• [EXTRACTED ENTRIES]
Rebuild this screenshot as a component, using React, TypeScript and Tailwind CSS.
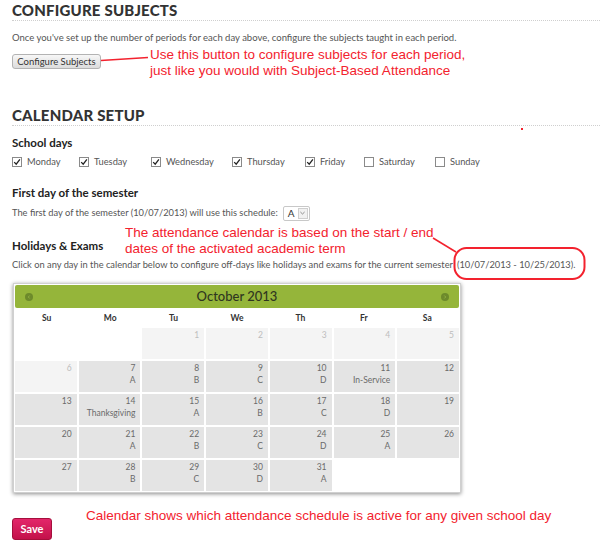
import React from 'react';

const ui = "font-['Lato','Open_Sans',sans-serif]";
const note = "font-['Liberation_Sans',Arial,sans-serif] text-[13.5px] leading-[16px] text-[#f3222e]";

type Cell = { day?: number; label?: string; muted?: boolean } | null;

const weeks: Cell[][] = [
  [null, null, { day: 1, muted: true }, { day: 2, muted: true }, { day: 3, muted: true }, { day: 4, muted: true }, { day: 5, muted: true }],
  [{ day: 6, muted: true }, { day: 7, label: 'A' }, { day: 8, label: 'B' }, { day: 9, label: 'C' }, { day: 10, label: 'D' }, { day: 11, label: 'In-Service' }, { day: 12 }],
  [{ day: 13 }, { day: 14, label: 'Thanksgiving' }, { day: 15, label: 'A' }, { day: 16, label: 'B' }, { day: 17, label: 'C' }, { day: 18, label: 'D' }, { day: 19 }],
  [{ day: 20 }, { day: 21, label: 'A' }, { day: 22, label: 'B' }, { day: 23, label: 'C' }, { day: 24, label: 'D' }, { day: 25, label: 'A' }, { day: 26 }],
  [{ day: 27 }, { day: 28, label: 'B' }, { day: 29, label: 'C' }, { day: 30, label: 'D' }, { day: 31, label: 'A' }, null, null],
];

const days = [
  { name: 'Monday', on: true, w: 'w-[67px]' },
  { name: 'Tuesday', on: true, w: 'w-[72px]' },
  { name: 'Wednesday', on: true, w: 'w-[81px]' },
  { name: 'Thursday', on: true, w: 'w-[73px]' },
  { name: 'Friday', on: true, w: 'w-[59px]' },
  { name: 'Saturday', on: false, w: 'w-[71px]' },
  { name: 'Sunday', on: false, w: 'w-[60px]' },
];

const Check: React.FC<{ on: boolean }> = ({ on }) => (
  <span className="w-[10px] h-[10px] border border-[#8a8a8a] bg-white flex items-center justify-center shrink-0">
    {on && (
      <svg viewBox="0 0 10 10" className="w-[8px] h-[8px]">
        <path d="M1.5 5.2 L4 7.8 L8.6 1.8" fill="none" stroke="#222" strokeWidth="1.6" />
      </svg>
    )}
  </span>
);

const NavDot: React.FC<{ dir: 'l' | 'r' }> = ({ dir }) => (
  <span className="w-[8px] h-[8px] rounded-full bg-[#6d8a2b] flex items-center justify-center">
    <svg viewBox="0 0 8 8" className="w-[6px] h-[6px]">
      {dir === 'l' ? <path d="M5 2 L3 4 L5 6" fill="none" stroke="#9ab848" strokeWidth="1" /> : <path d="M3 2 L5 4 L3 6" fill="none" stroke="#9ab848" strokeWidth="1" />}
    </svg>
  </span>
);

export default function App() {
  return (
    <div className={`relative w-[600px] h-[545px] overflow-hidden bg-white text-[#555] ${ui}`}>
      <div className="pl-[12px]">
        <h2 className="h-[21px] border-b border-dotted border-[#cfcfcf] text-[15px] leading-[20px] font-black text-[#333] tracking-[0.2px]">CONFIGURE SUBJECTS</h2>
        <p className="mt-[10px] text-[9.5px] leading-[14px] text-[#555]">
          Once you've set up the number of periods for each day above, configure the subjects taught in each period.
        </p>
        <button className="mt-[9px] h-[15px] w-[89px] rounded-[3px] border border-[#b3b3b3] bg-gradient-to-b from-[#f7f7f7] to-[#dcdcdc] text-[9.5px] leading-[13px] text-[#333]">
          Configure Subjects
        </button>

        <h2 className="mt-[34px] h-[21px] border-b border-dotted border-[#cfcfcf] text-[15px] leading-[20px] font-black text-[#333] tracking-[0.2px]">CALENDAR SETUP</h2>

        <h3 className="mt-[9px] text-[11.5px] leading-[16px] font-bold text-[#222]">School days</h3>
        <div className="mt-[4px] flex h-[14px] items-center text-[9.3px] text-[#555]">
          {days.map(d => (
            <label key={d.name} className={`${d.w} flex items-center gap-[5px]`}>
              <Check on={d.on} />
              <span>{d.name}</span>
            </label>
          ))}
        </div>

        <h3 className="mt-[16px] text-[11.5px] leading-[16px] font-bold text-[#222]">First day of the semester</h3>
        <div className="mt-[4px] flex h-[16px] items-center text-[9.3px] text-[#555]">
          <span>The first day of the semester (10/07/2013) will use this schedule:</span>
          <span className="ml-[5px] flex h-[15px] w-[27px] items-center justify-between rounded-[2px] border border-[#c8c8c8] bg-white pl-[4px] pr-[1px]">
            <span className="text-[10px] text-[#333]">A</span>
            <span className="flex h-[11px] w-[10px] items-center justify-center border border-[#cfcfcf] bg-[#f1f1f1]">
              <svg viewBox="0 0 6 4" className="w-[5px] h-[4px]"><path d="M0.5 0.8 L3 3.2 L5.5 0.8" fill="none" stroke="#777" strokeWidth="1" /></svg>
            </span>
          </span>
        </div>

        <h3 className="mt-[17px] text-[11.5px] leading-[16px] font-bold text-[#222]">Holidays &amp; Exams</h3>
        <p className="mt-[4px] whitespace-nowrap text-[9.3px] leading-[14px] text-[#555]">
          Click on any day in the calendar below to configure off-days like holidays and exams for the current semester<span className="pl-[4px]">(10/07/2013 - 10/25/2013).</span>
        </p>

        <div className="mt-[11px] ml-[1px] w-[448px] border border-[#d0d0d0] bg-white p-[1px] shadow-[0_1px_4px_rgba(0,0,0,0.45)]">
          <div className="flex h-[23px] items-center justify-between rounded-[2px] bg-[#95b53a] px-[10px]">
            <NavDot dir="l" />
            <span className="text-[13px] font-medium text-[#2f3520]">October 2013</span>
            <NavDot dir="r" />
          </div>
          <div className="grid h-[20px] grid-cols-7 items-center text-center text-[8.5px] font-bold text-[#333]">
            {['Su', 'Mo', 'Tu', 'We', 'Th', 'Fr', 'Sa'].map(n => <span key={n}>{n}</span>)}
          </div>
          <div className="grid grid-cols-7 gap-[2px]">
            {weeks.flat().map((c, i) => (
              <div
                key={i}
                className={`h-[31px] pr-[5px] pt-[1px] text-right text-[8.5px] leading-[12px] ${
                  c === null ? 'bg-white' : c.muted ? 'bg-[#f4f4f4] text-[#bdbdbd]' : 'bg-[#e4e4e4] text-[#6a6a6a]'
                }`}
              >
                {c && (
                  <>
                    <div>{c.day}</div>
                    {c.label && <div>{c.label}</div>}
                  </>
                )}
              </div>
            ))}
          </div>
        </div>

        <button className="mt-[25px] h-[22px] w-[40px] rounded-[3px] border border-[#a50f3c] bg-gradient-to-b from-[#e3266a] to-[#c3114a] text-[11px] font-bold text-white">
          Save
        </button>
      </div>

      {/* annotations */}
      <div className={`absolute left-[150px] top-[47px] ${note}`}>
        <div>Use this button to configure subjects for each period,</div>
        <div>just like you would with Subject-Based Attendance</div>
      </div>
      <div className={`absolute left-[125px] top-[225px] ${note}`}>
        <div>The attendance calendar is based on the start / end</div>
        <div>dates of the activated academic term</div>
      </div>
      <div className={`absolute left-[86px] top-[508px] ${note}`}>
        Calendar shows which attendance schedule is active for any given school day
      </div>
      <svg className="pointer-events-none absolute left-0 top-0" width="600" height="545">
        <path d="M101 60.5 L148 57.5" stroke="#f3222e" strokeWidth="1.5" fill="none" />
        <path d="M433 238 L456 252" stroke="#f3222e" strokeWidth="1.5" fill="none" />
        <rect x="454.5" y="248" width="130" height="31" rx="12" ry="12" stroke="#f3222e" strokeWidth="2" fill="none" />
        <rect x="521" y="128" width="2" height="2" fill="#f3222e" />
      </svg>
    </div>
  );
}
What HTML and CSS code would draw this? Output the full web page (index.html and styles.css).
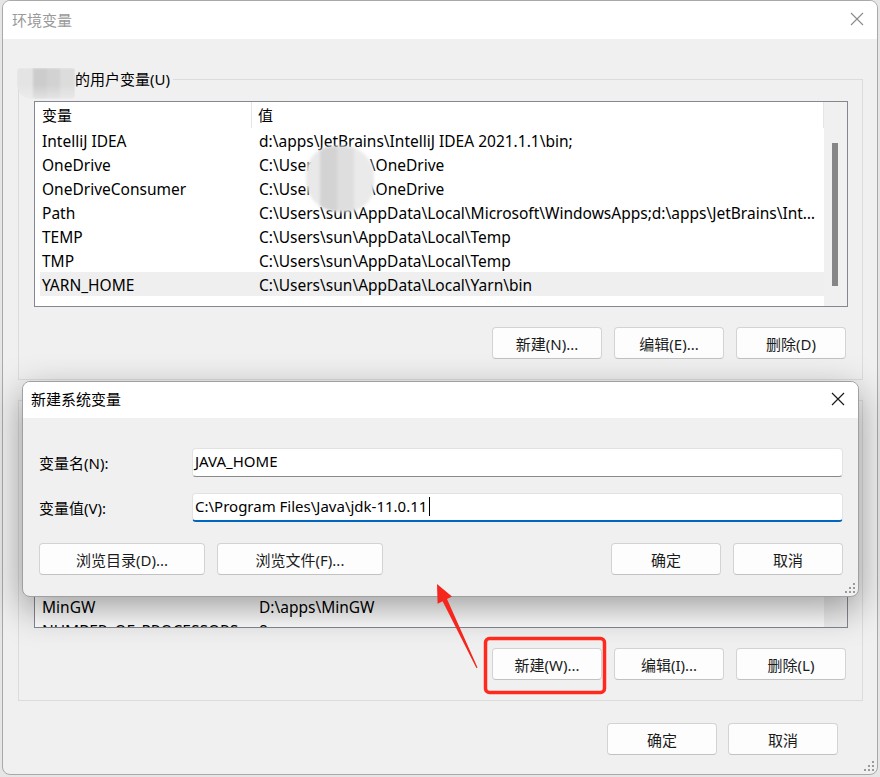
FILE: index.html
```html
<!DOCTYPE html>
<html lang="zh-CN">
<head>
<meta charset="utf-8">
<title>环境变量</title>
<link rel="stylesheet" href="styles.css">
</head>
<body>
<div class="window">
  <div class="titlebar">
    <span class="title">环境变量</span>
    <svg class="close" width="14" height="14" viewBox="0 0 14 14"><path d="M1 1L13 13M13 1L1 13" stroke="#8a8a8a" stroke-width="1.1" fill="none"/></svg>
  </div>
  <div class="content">
    <div class="group">
      <div class="legend"><span class="blurname"></span>的用户变量(U)</div>
      <div class="list">
        <div class="cols">
          <div class="header"><div class="h1">变量</div><div class="h2">值</div></div>
          <div class="row"><div class="c1">IntelliJ IDEA</div><div class="c2">d:\apps\JetBrains\IntelliJ IDEA 2021.1.1\bin;</div></div>
          <div class="row"><div class="c1">OneDrive</div><div class="c2">C:\Users\<span class="masked">sun</span>\OneDrive</div></div>
          <div class="row"><div class="c1">OneDriveConsumer</div><div class="c2">C:\Users\<span class="masked">sun</span>\OneDrive</div></div>
          <div class="row"><div class="c1">Path</div><div class="c2">C:\Users\sun\AppData\Local\Microsoft\WindowsApps;d:\apps\JetBrains\IntelliJ IDEA 2021.1.1\bin;</div></div>
          <div class="row"><div class="c1">TEMP</div><div class="c2">C:\Users\sun\AppData\Local\Temp</div></div>
          <div class="row"><div class="c1">TMP</div><div class="c2">C:\Users\sun\AppData\Local\Temp</div></div>
          <div class="row sel"><div class="c1">YARN_HOME</div><div class="c2">C:\Users\sun\AppData\Local\Yarn\bin</div></div>
        </div>
        <div class="scroll"><div class="thumb"></div></div>
        <div class="blob"></div>
      </div>
      <div class="buttons">
        <button class="btn">新建(N)...</button>
        <button class="btn">编辑(E)...</button>
        <button class="btn">删除(D)</button>
      </div>
    </div>

    <div class="group sys">
      <div class="legend hidden-legend"></div>
      <div class="list">
        <div class="cols scrolled">
          <div class="row"><div class="c1">MinGW</div><div class="c2">D:\apps\MinGW</div></div>
          <div class="row"><div class="c1">NUMBER_OF_PROCESSORS</div><div class="c2">8</div></div>
        </div>
        <div class="scroll"></div>
      </div>
      <div class="buttons">
        <button class="btn">新建(W)...</button>
        <button class="btn">编辑(I)...</button>
        <button class="btn">删除(L)</button>
      </div>
    </div>

    <div class="footer">
      <button class="btn">确定</button>
      <button class="btn">取消</button>
    </div>
  </div>
  <div class="grip main-grip"><i></i><i></i><i></i><i></i><i></i><i></i></div>
</div>

<div class="dialog">
  <div class="dtitle">
    <span>新建系统变量</span>
    <svg class="close" width="14" height="14" viewBox="0 0 14 14"><path d="M1 1L13 13M13 1L1 13" stroke="#1a1a1a" stroke-width="1.2" fill="none"/></svg>
  </div>
  <div class="dbody">
    <div class="field">
      <label class="flabel">变量名(N):</label>
      <div class="input">JAVA_HOME</div>
    </div>
    <div class="field">
      <label class="flabel">变量值(V):</label>
      <div class="input focus">C:\Program Files\Java\jdk-11.0.11<span class="caret"></span></div>
    </div>
    <div class="dbuttons">
      <button class="btn wide">浏览目录(D)...</button>
      <button class="btn wide">浏览文件(F)...</button>
      <span class="spacer"></span>
      <button class="btn">确定</button>
      <button class="btn">取消</button>
    </div>
  </div>
  <div class="grip"><i></i><i></i><i></i><i></i><i></i><i></i></div>
</div>

<svg class="annot" width="880" height="777" viewBox="0 0 880 777">
  <rect x="485.5" y="638.5" width="119" height="54" rx="4" ry="4" fill="none" stroke="#ff2a1e" stroke-width="3.5"/>
  <polygon points="437,584 452,596.5 447,599 477.5,667.5 476.5,668.2 442.6,601.3 437.6,603.8" fill="#f5261c"/>
</svg>
</body>
</html>
```
FILE: styles.css
```css
* { box-sizing: border-box; }
html, body { margin: 0; padding: 0; }
body {
  width: 880px;
  height: 777px;
  overflow: hidden;
  background: #e6e6e6;
  font-family: "Noto Sans", "Noto Sans CJK SC", sans-serif;
  font-size: 15px;
  color: #000;
  position: relative;
}
.window {
  margin-left: 2px;
  width: 876px;
  height: 775px;
  border: 1px solid #a9a9a9;
  border-radius: 8px;
  background: #f0f0f0;
  overflow: hidden;
  position: relative;
}
.titlebar {
  height: 38px;
  background: #fff;
  display: flex;
  align-items: center;
  justify-content: space-between;
  padding: 0 13px 2px 9px;
}
.title { color: #9a9a9a; font-size: 15px; }
.content {
  padding: 0 14px 0 15px;
  display: flex;
  flex-direction: column;
}
.group {
  margin-top: 40px;
  height: 301px;
  border: 1px solid #dcdcdc;
  padding: 0 14px 0 15px;
  display: flex;
  flex-direction: column;
}
.group.sys { margin-top: 20px; }
.legend {
  margin-top: -11px;
  margin-left: -17px;
  height: 20px;
  line-height: 20px;
  background: #f0f0f0;
  align-self: flex-start;
  padding-right: 3px;
  display: flex;
  align-items: center;
  color: #000;
}
.hidden-legend { margin-left: -8px; width: 90px; }
.blurname {
  display: inline-block;
  width: 58px;
  height: 31px;
  margin-top: 9px;
  border-radius: 2px 2px 4px 14px;
  background:
    linear-gradient(90deg, #e3e3e3 0 28%, #c9c9c9 28% 52%, #cfcfcf 52% 75%, #dadada 75% 100%);
  filter: blur(1.2px);
  opacity: 0.9;
  -webkit-mask-image: linear-gradient(180deg, #000 0 55%, rgba(0,0,0,0.4) 100%);
}
.list {
  margin-top: 12px;
  height: 206px;
  border: 1px solid #828790;
  background: #fff;
  display: flex;
  position: relative;
  overflow: hidden;
}
.cols { flex: 1; min-width: 0; display: flex; flex-direction: column; }
.cols.scrolled { padding-top: 171px; }
.header { height: 26px; display: flex; line-height: 26px; flex: none; }
.h1 { width: 217px; padding-left: 7px; border-right: 1px solid #e5e5e5; }
.h2 { flex: 1; padding-left: 6px; border-right: 1px solid #e5e5e5; }
.row {
  height: 24px;
  line-height: 26px;
  margin-left: 5px;
  display: flex;
  flex: none;
  white-space: nowrap;
  font-size: 15.5px;
}
.row.sel { background: #efefef; }
.c1 { width: 213px; flex: none; padding-left: 2px; overflow: hidden; height: 24px; }
.c2 { flex: 1; min-width: 0; padding-left: 6px; overflow: hidden; text-overflow: ellipsis; padding-right: 4px; height: 24px; }
.masked { display: inline-block; width: 44px; }
.scroll { width: 23px; background: #f0f0f0; flex: none; }
.thumb {
  margin: 41px 0 0 8px;
  width: 6px;
  height: 143px;
  background: #868686;
}
.blob {
  position: absolute;
  left: 271px;
  top: 44px;
  width: 68px;
  height: 66px;
  border-radius: 42% 45% 40% 48%;
  background:
    linear-gradient(90deg, #e9e9e9 0 20%, #d3d3d3 20% 45%, #dedede 45% 70%, #eaeaea 70% 100%);
  filter: blur(1.5px);
}
.buttons {
  margin-top: 20px;
  display: flex;
  justify-content: flex-end;
  gap: 12px;
  padding-right: 2px;
}
.btn {
  width: 110px;
  height: 32px;
  font: inherit;
  color: #1b1b1b;
  background: #fdfdfd;
  border: 1px solid #d3d3d3;
  border-bottom-color: #c2c2c2;
  border-radius: 4px;
  padding: 0;
}
.btn.wide { width: 166px; }
.footer {
  margin-top: 22px;
  display: flex;
  justify-content: flex-end;
  gap: 11px;
  padding-right: 25px;
}
.grip {
  position: absolute;
  right: 3px;
  bottom: 3px;
  width: 10px;
  height: 10px;
}
.grip i {
  position: absolute;
  width: 2px;
  height: 2px;
  background: #9a9a9a;
}
.grip i:nth-child(1) { right: 0; bottom: 0; }
.grip i:nth-child(2) { right: 4px; bottom: 0; }
.grip i:nth-child(3) { right: 8px; bottom: 0; }
.grip i:nth-child(4) { right: 0; bottom: 4px; }
.grip i:nth-child(5) { right: 4px; bottom: 4px; }
.grip i:nth-child(6) { right: 0; bottom: 8px; }

.dialog {
  position: absolute;
  left: 22px;
  top: 381px;
  width: 837px;
  height: 216px;
  border: 1px solid #a0a0a0;
  border-radius: 8px;
  overflow: hidden;
  background: #f0f0f0;
  box-shadow: 0 12px 36px rgba(0, 0, 0, 0.38);
  display: flex;
  flex-direction: column;
}
.dtitle {
  height: 36px;
  background: #fff;
  display: flex;
  align-items: center;
  justify-content: space-between;
  padding: 0 13px 3px 8px;
  flex: none;
}
.dbody {
  flex: 1;
  padding: 30px 15px 0 16px;
  display: flex;
  flex-direction: column;
}
.field { display: flex; align-items: center; margin-bottom: 16px; }
.flabel { width: 153px; }
.input {
  width: 651px;
  height: 29px;
  background: #fff;
  border: 1px solid #e2e2e2;
  border-bottom: 1px solid #8a8a8a;
  border-radius: 4px;
  padding-left: 2px;
  padding-bottom: 2px;
  line-height: 25px;
  display: flex;
  align-items: center;
  white-space: nowrap;
}
.input.focus { border-bottom: 2px solid #0067c0; padding-bottom: 1px; }
.caret {
  display: inline-block;
  width: 1px;
  height: 19px;
  background: #000;
  margin-left: 2px;
}
.dbuttons {
  margin-top: 5px;
  display: flex;
  gap: 12px;
}
.spacer { flex: 1; }
.annot { position: absolute; left: 0; top: 0; pointer-events: none; }
```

• [YOUR TASK] Write out the lines from the start of the material to the line with "number; label?: string;", inclusive and exactly. Skip the pictures.

• [RESPONSE TO THE EXERCISE]
Rebuild this screenshot as a component, using React, TypeScript and Tailwind CSS.
import React from 'react';

const ui = "font-['Lato','Open_Sans',sans-serif]";
const note = "font-['Liberation_Sans',Arial,sans-serif] text-[13.5px] leading-[16px] text-[#f3222e]";

type Cell = { day?: number; label?: string; muted?: boolean } | null;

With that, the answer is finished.